4. Save the output of an example query to a SQL database

By choosing "--output-format sql" and "--output URL" you can save the output to a SQL database. First, let us try it with SQLite, a simple database that is almost certainly already installed and ready to be used on any modern computer, so you do not have to have anything set up to run these examples. In the following, when you see a lite that starts with "sqlite>" it is mimicking what it is like to interact with the database, so you should type in the bits that come after that.

In these commands, the term sqlite:///registrations.db is a standard URL format for databases. If, for example, you have a PostgreSQL database hosted on db.example.com named registrations that you would like to save into instead, the URL might look like postgresql://db.example.com/registrations (you may need to include username and password in the URL, but fully explaining the format is beyond the scope of this tutorial).

On Windows:

    > C:\python27\scripts\commcare-export --output-format sql --output sqlite:///registrations.db --project YOUR_PROJECT --query demo-registrations.xlsx

        (you will not see any output)

    > sqlite3 registrations.db

    sqlite> .schema

    (you will see the definition of the table that has been created)

    sqlite> SELECT * FROM "Registrations"

    (you will see the rows of the table)


On Mac OSX / Linux:

    $ commcare-export --output-format sql --output sqlite:///registrations.db --project YOUR_PROJECT --query demo-registrations.xlsx

        (you will not see any output)

    $ sqlite3 registrations.db

    sqlite> .schema

    (you will see the definition of the table that has been created)

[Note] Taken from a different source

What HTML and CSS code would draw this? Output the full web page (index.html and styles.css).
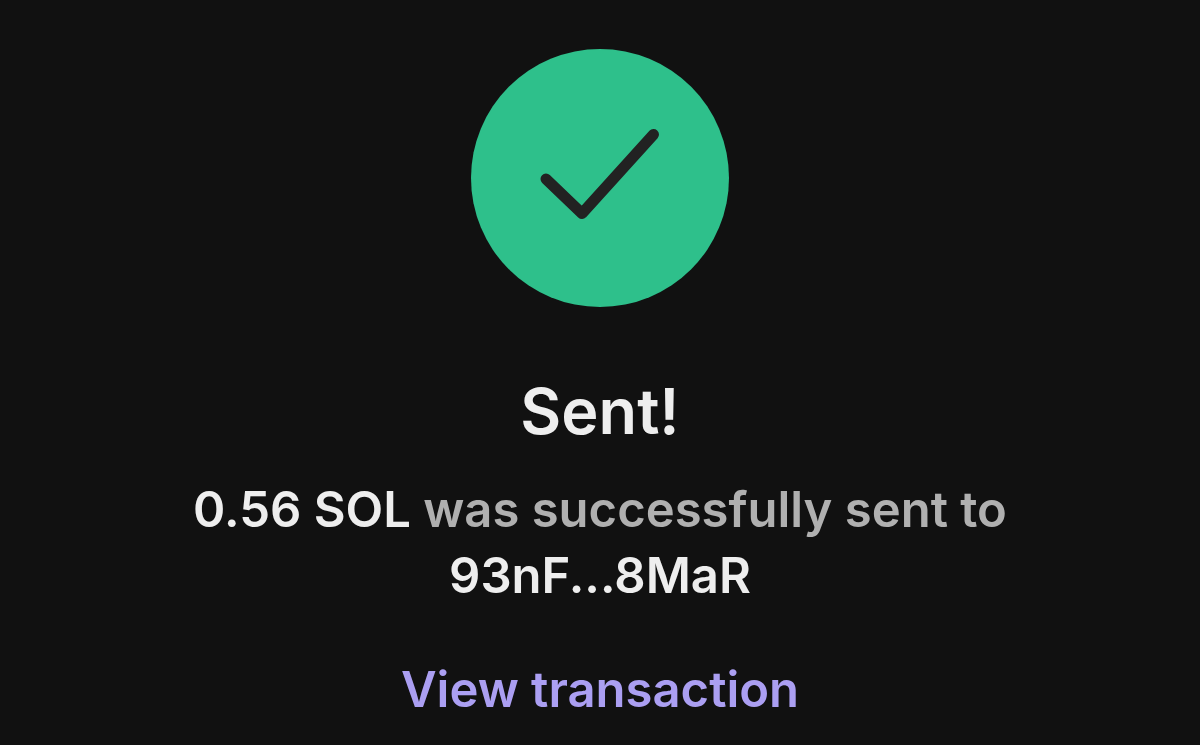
FILE: index.html
```html
<!DOCTYPE html>
<html lang="en">
<head>
    <meta charset="UTF-8">
    <meta name="viewport" content="width=device-width, initial-scale=1">
    <title>Sent</title>
    <link rel="stylesheet" href="styles.css">
</head>
<body>
    <main class="container">
        <svg class="success-icon" viewBox="0 0 258 258" aria-hidden="true">
            <circle cx="129" cy="129" r="129" fill="#2ec08b"></circle>
            <path d="M75 130L111 164.500L182.500 85.500" fill="none" stroke="#222222" stroke-width="11" stroke-linecap="round" stroke-linejoin="round"></path>
        </svg>
        <h1>Sent!</h1>
        <p class="message"><strong>0.56 SOL</strong> was successfully sent to <strong>93nF...8MaR</strong></p>
        <a class="view-link" href="#">View transaction</a>
    </main>
</body>
</html>
```

FILE: styles.css
```css
body {
    margin: 0;
    font-family: Inter, "Liberation Sans", sans-serif;
    background-color: #111111;
    color: #eeeeee;
}

.container {
    display: flex;
    flex-direction: column;
    align-items: center;
    padding: 49px 24px 24px;
    text-align: center;
}

.success-icon {
    width: 258px;
    height: 258px;
}

h1 {
    margin: 64px 0 26px;
    font-size: 63px;
    line-height: 80px;
    font-weight: 600;
}

.message {
    max-width: 860px;
    margin: 0;
    font-size: 49px;
    line-height: 66px;
    font-weight: 600;
    color: #b0b0b0;
}

.message strong {
    font-weight: 600;
    color: #eeeeee;
}

.view-link {
    margin-top: 48px;
    font-size: 49px;
    line-height: 66px;
    font-weight: 600;
    color: #ab9ff2;
    text-decoration: none;
}
```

    sqlite> SELECT * FROM "Registrations"

    (you will see the rows of the table)


Note that for use with a SQL database, a field named id is required.

 

5. Synchronize recent changes periodically

One expected way to use this tool is to run a weekly/daily/hourly export of just those forms and cases which have changed. To set this up you will need knowledge of how to set up scheduled tasks, so this tutorial will just show a single example command and trust that you are comfortable adjusting it to suit your needs. For SOME_RECENT_DATE, any typical date format should be understood.

$ commcare-export --output-format sql --output YOUR_DATABASE_URL --since SOME_RECENT_DATE (the rest of the command as above)

NOTE: It is always safe to run this for the same time period twice, or overlapping time periods, as the command always inserts new data, but simply updates existing rows.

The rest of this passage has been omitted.